I understand the entertainment business sector, why they want this law to be implemented so badly. But one of the lawmakers in the congress made a rather ridiculous explanation on why cybercrime law is necessary. He cited a good example—social networking sites. I mean Twitter, Facebook, Plurk, Blogger and others. According to him, these social sites can be a medium of libelous intention towards others [libelous came from the root word ‘libel’ which means to state a false statement towards others; to make people think bad about them]. The actor-turned-senator said that a Filipino who posts a libelous “shoutout” on his wall is a crime. Worse, people who are going to like his post are criminals too.
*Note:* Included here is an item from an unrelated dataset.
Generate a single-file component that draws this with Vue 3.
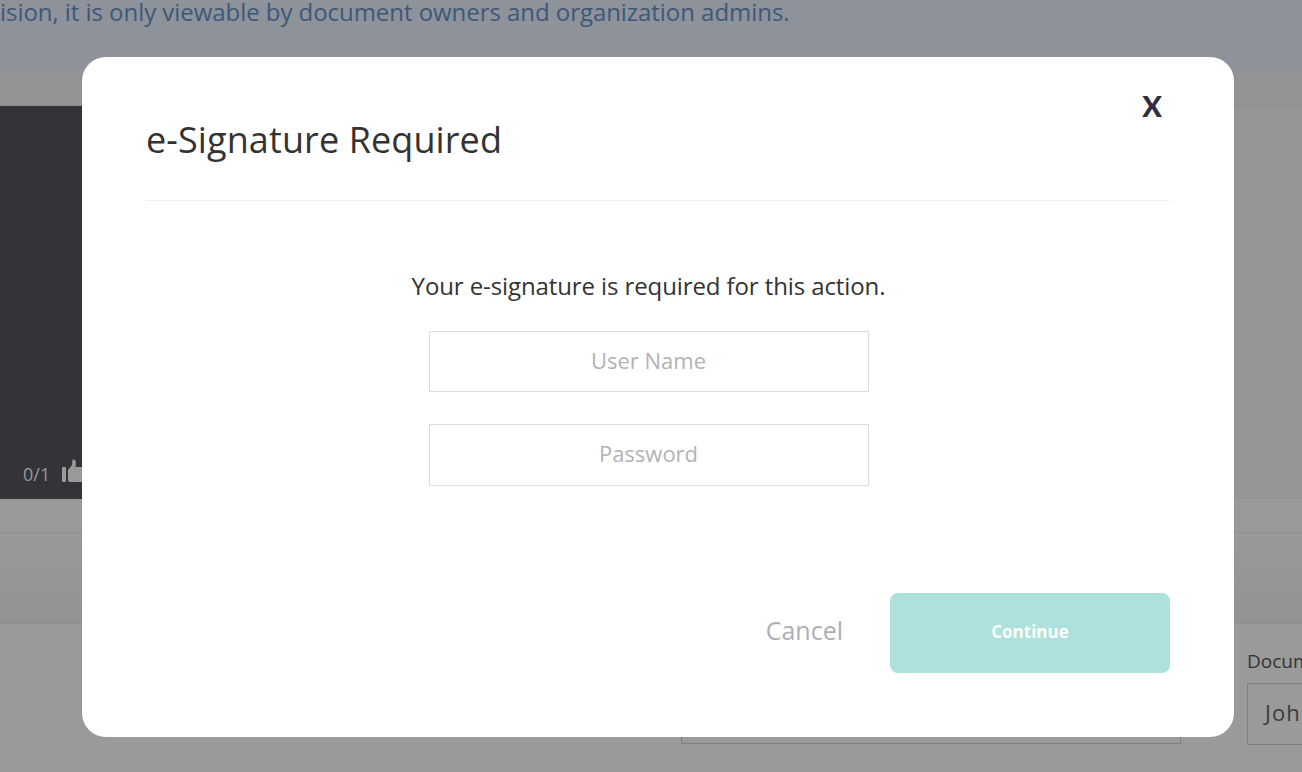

Are you getting my point? The Department of Justice and the Philippine government, after this law is imposed, can easily ban Facebook and other social networking sites in just a snap of a finger. That is how bad this cybercrime law could be. That is how ‘kill joy’ our politicians could be. Is this possible? Yes. It can be noted that a country in the Middle East banned all websites that are affiliated to Google, after Youtube, a Google-owned video hosting and streaming site, hosted and streamed an anti-Islamic video about Muhammad.

But is it really our fault? Why give us the blame when in fact we are just receiving these files second hand? Does buying or downloading a pirated copy of ‘Ice Age: The Continental Drift’ makes an ordinary citizen a criminal? I don’t think so. Just because they cannot put the culprits of the cyberworld behind bars means they are allowed to cut our freedom of the internet. Instead of limiting internet freedom, why not trace the hackers/crackers/pirates and hand them over to the authorities? The Philippine government can do that… or perhaps they cannot. Government websites and servers are repetitiously hacked by a group of local hackers early this September who are against the cybercrime bill. Our government talks about cyber crimes big time yet their computer system can be easily entered and compromised by a group of Filipino hackers so easily like they are just logging into their Facebook accounts.

The bottom line is that I am against it. You should, too.